What is required>
Word for word, give the material below again, minus any images.

========================

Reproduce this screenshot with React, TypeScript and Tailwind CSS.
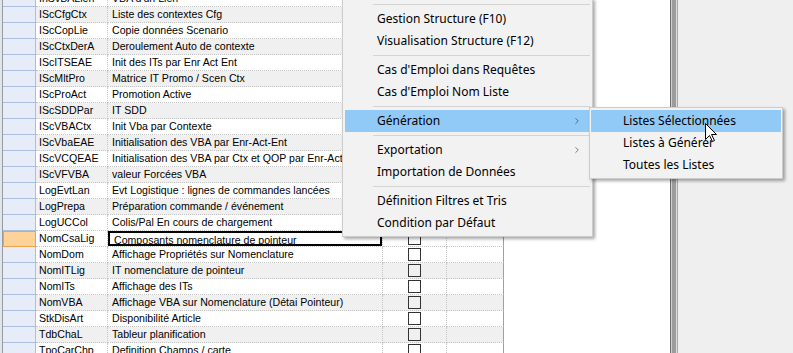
import { ChevronRight } from 'lucide-react';

const rows: [string, string][] = [
  ['IhSvBALien', "VBA d'un Lien"],
  ['IScCfgCtx', 'Liste des contextes Cfg'],
  ['IScCopLie', 'Copie données Scenario'],
  ['IScCtxDerA', 'Deroulement Auto de contexte'],
  ['IScITSEAE', 'Init des ITs par Enr Act Ent'],
  ['IScMltPro', 'Matrice IT Promo / Scen Ctx'],
  ['IScProAct', 'Promotion Active'],
  ['IScSDDPar', 'IT SDD'],
  ['IScVBACtx', 'Init Vba par Contexte'],
  ['IScVbaEAE', 'Initialisation des VBA par Enr-Act-Ent'],
  ['IScVCQEAE', 'Initialisation des VBA par Ctx et QOP par Enr-Act-Ent'],
  ['IScVFVBA', 'valeur Forcées VBA'],
  ['LogEvtLan', 'Evt Logistique : lignes de commandes lancées'],
  ['LogPrepa', 'Préparation commande / événement'],
  ['LogUCCol', 'Colis/Pal En cours de chargement'],
  ['NomCsaLig', 'Composants nomenclature de pointeur'],
  ['NomDom', 'Affichage Propriétés sur Nomenclature'],
  ['NomITLig', 'IT nomenclature de pointeur'],
  ['NomITs', 'Affichage des ITs'],
  ['NomVBA', 'Affichage VBA sur Nomenclature (Détai Pointeur)'],
  ['StkDisArt', 'Disponibilité Article'],
  ['TdbChaL', 'Tableur planification'],
  ['TpoCarChp', 'Definition Champs / carte'],
];

const SELECTED = 15;

type MenuEntry = { label?: string; sub?: boolean; active?: boolean } | 'sep';

const mainMenu: MenuEntry[] = [
  'sep',
  { label: 'Gestion Structure (F10)' },
  { label: 'Visualisation Structure (F12)' },
  'sep',
  { label: "Cas d'Emploi dans Requêtes" },
  { label: "Cas d'Emploi Nom Liste" },
  'sep',
  { label: 'Génération', sub: true, active: true },
  'sep',
  { label: 'Exportation', sub: true },
  { label: 'Importation de Données' },
  'sep',
  { label: 'Définition Filtres et Tris' },
  { label: 'Condition par Défaut' },
];

const subMenu: MenuEntry[] = [
  { label: 'Listes Sélectionnées', active: true },
  { label: 'Listes à Générer' },
  { label: 'Toutes les Listes' },
];

function GridRow({ code, label, index }: { code: string; label: string; index: number }) {
  const selected = index === SELECTED;
  const shaded = index % 2 === 1 && !selected;
  const cell = 'h-full shrink-0 border-b border-r border-dotted border-[#c6c6c6]';
  return (
    <div className={`flex h-4 ${shaded ? 'bg-[#f0f0f0]' : 'bg-white'}`}>
      <div
        className={
          selected
            ? 'h-full w-[33px] shrink-0 border border-[#f2a24e] bg-[#fdd39a]'
            : 'h-full w-[33px] shrink-0 border-b border-r border-[#a6bfe2] bg-[#e6edf8]'
        }
      />
      <div className={`${cell} w-[72px] truncate pl-[3px] leading-[15px]`}>{code}</div>
      <div className={`${cell} w-[275px]`}>
        <div
          className={`h-full overflow-hidden whitespace-nowrap pl-[4px] leading-[15px] ${
            selected ? 'border-2 border-black pl-[2px] leading-[12px]' : ''
          }`}>
          {label}
        </div>
      </div>
      <div className={`${cell} flex w-[64px] items-center justify-center`}>
        <div className="h-[13px] w-[13px] border border-[#333333]" />
      </div>
      <div className="h-full w-[57px] shrink-0 border-b border-r border-b-[#c6c6c6] border-r-[#a0a0a0] [border-bottom-style:dotted]" />
      <div className="h-full flex-1 bg-white" />
    </div>
  );
}

function MenuList({ items, indent }: { items: MenuEntry[]; indent: string }) {
  return (
    <>
      {items.map((item, i) =>
        item === 'sep' ? (
          <div key={i} className="h-[7px] pt-[3px]">
            <div className="ml-[28px] h-px bg-[#d4d4d4]" />
          </div>
        ) : (
          <div
            key={i}
            className={`flex h-[22px] items-center ${indent} pr-[8px] ${item.active ? 'bg-[#91c9f7]' : ''}`}>
            <span className="flex-1">{item.label}</span>
            {item.sub && <ChevronRight size={10} strokeWidth={1.5} className="text-[#333]" />}
          </div>
        ),
      )}
    </>
  );
}

export default function App() {
  return (
    <div className="relative flex h-[353px] w-[793px] overflow-hidden bg-[#efefef] font-['Liberation_Sans',Arial,sans-serif] text-black">
      <div className="flex h-full w-[670px] bg-white">
        <div className="h-full w-[2px] bg-[#dce5f2]" />
        <div className="h-full w-px bg-[#9a9a9a]" />
        <div className="mt-[-9px] flex-1 text-[10.6px]">
          {rows.map(([code, label], i) => (
            <GridRow key={code} code={code} label={label} index={i} />
          ))}
        </div>
      </div>
      <div className="h-full w-px bg-[#6e6e6e]" />
      <div className="h-full w-px bg-[#cfcfcf]" />
      <div className="h-full w-[4px] bg-[#9c9c9c]" />
      <div className="h-full w-px bg-[#dedede]" />
      <div className="h-full w-px bg-[#a8a8a8]" />
      <div className="h-full flex-1 bg-[#efefef]" />

      <div className="absolute left-[342px] top-[-2px] w-[251px] border border-[#cccccc] bg-[#f2f2f2] p-[2px] font-['Noto_Sans',sans-serif] text-[12px] shadow-[2px_2px_3px_rgba(0,0,0,0.35)]">
        <MenuList items={mainMenu} indent="pl-[32px]" />
      </div>

      <div className="absolute left-[589px] top-[107px] w-[194px] border border-[#cccccc] bg-[#f2f2f2] px-[1px] py-[2px] font-['Noto_Sans',sans-serif] text-[12px] shadow-[2px_2px_3px_rgba(0,0,0,0.35)]">
        <MenuList items={subMenu} indent="pl-[32px]" />
      </div>

      <svg className="absolute left-[705px] top-[123px]" width="13" height="20" viewBox="0 0 13 20">
        <path
          d="M0.5 0.5 L0.5 16.5 L4.5 12.5 L7.5 18.5 L9.5 17.5 L6.5 11.5 L11.5 11.5 Z"
          fill="white"
          stroke="black"
          strokeWidth="1"
        />
      </svg>
    </div>
  );
}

========================

Expected answer>
Reproduce this screenshot with React, TypeScript and Tailwind CSS.
import { ChevronRight } from 'lucide-react';

const rows: [string, string][] = [
  ['IhSvBALien', "VBA d'un Lien"],
  ['IScCfgCtx', 'Liste des contextes Cfg'],
  ['IScCopLie', 'Copie données Scenario'],
  ['IScCtxDerA', 'Deroulement Auto de contexte'],
  ['IScITSEAE', 'Init des ITs par Enr Act Ent'],
  ['IScMltPro', 'Matrice IT Promo / Scen Ctx'],
  ['IScProAct', 'Promotion Active'],
  ['IScSDDPar', 'IT SDD'],
  ['IScVBACtx', 'Init Vba par Contexte'],
  ['IScVbaEAE', 'Initialisation des VBA par Enr-Act-Ent'],
  ['IScVCQEAE', 'Initialisation des VBA par Ctx et QOP par Enr-Act-Ent'],
  ['IScVFVBA', 'valeur Forcées VBA'],
  ['LogEvtLan', 'Evt Logistique : lignes de commandes lancées'],
  ['LogPrepa', 'Préparation commande / événement'],
  ['LogUCCol', 'Colis/Pal En cours de chargement'],
  ['NomCsaLig', 'Composants nomenclature de pointeur'],
  ['NomDom', 'Affichage Propriétés sur Nomenclature'],
  ['NomITLig', 'IT nomenclature de pointeur'],
  ['NomITs', 'Affichage des ITs'],
  ['NomVBA', 'Affichage VBA sur Nomenclature (Détai Pointeur)'],
  ['StkDisArt', 'Disponibilité Article'],
  ['TdbChaL', 'Tableur planification'],
  ['TpoCarChp', 'Definition Champs / carte'],
];

const SELECTED = 15;

type MenuEntry = { label?: string; sub?: boolean; active?: boolean } | 'sep';

const mainMenu: MenuEntry[] = [
  'sep',
  { label: 'Gestion Structure (F10)' },
  { label: 'Visualisation Structure (F12)' },
  'sep',
  { label: "Cas d'Emploi dans Requêtes" },
  { label: "Cas d'Emploi Nom Liste" },
  'sep',
  { label: 'Génération', sub: true, active: true },
  'sep',
  { label: 'Exportation', sub: true },
  { label: 'Importation de Données' },
  'sep',
  { label: 'Définition Filtres et Tris' },
  { label: 'Condition par Défaut' },
];

const subMenu: MenuEntry[] = [
  { label: 'Listes Sélectionnées', active: true },
  { label: 'Listes à Générer' },
  { label: 'Toutes les Listes' },
];

function GridRow({ code, label, index }: { code: string; label: string; index: number }) {
  const selected = index === SELECTED;
  const shaded = index % 2 === 1 && !selected;
  const cell = 'h-full shrink-0 border-b border-r border-dotted border-[#c6c6c6]';
  return (
    <div className={`flex h-4 ${shaded ? 'bg-[#f0f0f0]' : 'bg-white'}`}>
      <div
        className={
          selected
            ? 'h-full w-[33px] shrink-0 border border-[#f2a24e] bg-[#fdd39a]'
            : 'h-full w-[33px] shrink-0 border-b border-r border-[#a6bfe2] bg-[#e6edf8]'
        }
      />
      <div className={`${cell} w-[72px] truncate pl-[3px] leading-[15px]`}>{code}</div>
      <div className={`${cell} w-[275px]`}>
        <div
          className={`h-full overflow-hidden whitespace-nowrap pl-[4px] leading-[15px] ${
            selected ? 'border-2 border-black pl-[2px] leading-[12px]' : ''
          }`}>
          {label}
        </div>
      </div>
      <div className={`${cell} flex w-[64px] items-center justify-center`}>
        <div className="h-[13px] w-[13px] border border-[#333333]" />
      </div>
      <div className="h-full w-[57px] shrink-0 border-b border-r border-b-[#c6c6c6] border-r-[#a0a0a0] [border-bottom-style:dotted]" />
      <div className="h-full flex-1 bg-white" />
    </div>
  );
}

function MenuList({ items, indent }: { items: MenuEntry[]; indent: string }) {
  return (
    <>
      {items.map((item, i) =>
        item === 'sep' ? (
          <div key={i} className="h-[7px] pt-[3px]">
            <div className="ml-[28px] h-px bg-[#d4d4d4]" />
          </div>
        ) : (
          <div
            key={i}
            className={`flex h-[22px] items-center ${indent} pr-[8px] ${item.active ? 'bg-[#91c9f7]' : ''}`}>
            <span className="flex-1">{item.label}</span>
            {item.sub && <ChevronRight size={10} strokeWidth={1.5} className="text-[#333]" />}
          </div>
        ),
      )}
    </>
  );
}

export default function App() {
  return (
    <div className="relative flex h-[353px] w-[793px] overflow-hidden bg-[#efefef] font-['Liberation_Sans',Arial,sans-serif] text-black">
      <div className="flex h-full w-[670px] bg-white">
        <div className="h-full w-[2px] bg-[#dce5f2]" />
        <div className="h-full w-px bg-[#9a9a9a]" />
        <div className="mt-[-9px] flex-1 text-[10.6px]">
          {rows.map(([code, label], i) => (
            <GridRow key={code} code={code} label={label} index={i} />
          ))}
        </div>
      </div>
      <div className="h-full w-px bg-[#6e6e6e]" />
      <div className="h-full w-px bg-[#cfcfcf]" />
      <div className="h-full w-[4px] bg-[#9c9c9c]" />
      <div className="h-full w-px bg-[#dedede]" />
      <div className="h-full w-px bg-[#a8a8a8]" />
      <div className="h-full flex-1 bg-[#efefef]" />

      <div className="absolute left-[342px] top-[-2px] w-[251px] border border-[#cccccc] bg-[#f2f2f2] p-[2px] font-['Noto_Sans',sans-serif] text-[12px] shadow-[2px_2px_3px_rgba(0,0,0,0.35)]">
        <MenuList items={mainMenu} indent="pl-[32px]" />
      </div>

      <div className="absolute left-[589px] top-[107px] w-[194px] border border-[#cccccc] bg-[#f2f2f2] px-[1px] py-[2px] font-['Noto_Sans',sans-serif] text-[12px] shadow-[2px_2px_3px_rgba(0,0,0,0.35)]">
        <MenuList items={subMenu} indent="pl-[32px]" />
      </div>

      <svg className="absolute left-[705px] top-[123px]" width="13" height="20" viewBox="0 0 13 20">
        <path
          d="M0.5 0.5 L0.5 16.5 L4.5 12.5 L7.5 18.5 L9.5 17.5 L6.5 11.5 L11.5 11.5 Z"
          fill="white"
          stroke="black"
          strokeWidth="1"
        />
      </svg>
    </div>
  );
}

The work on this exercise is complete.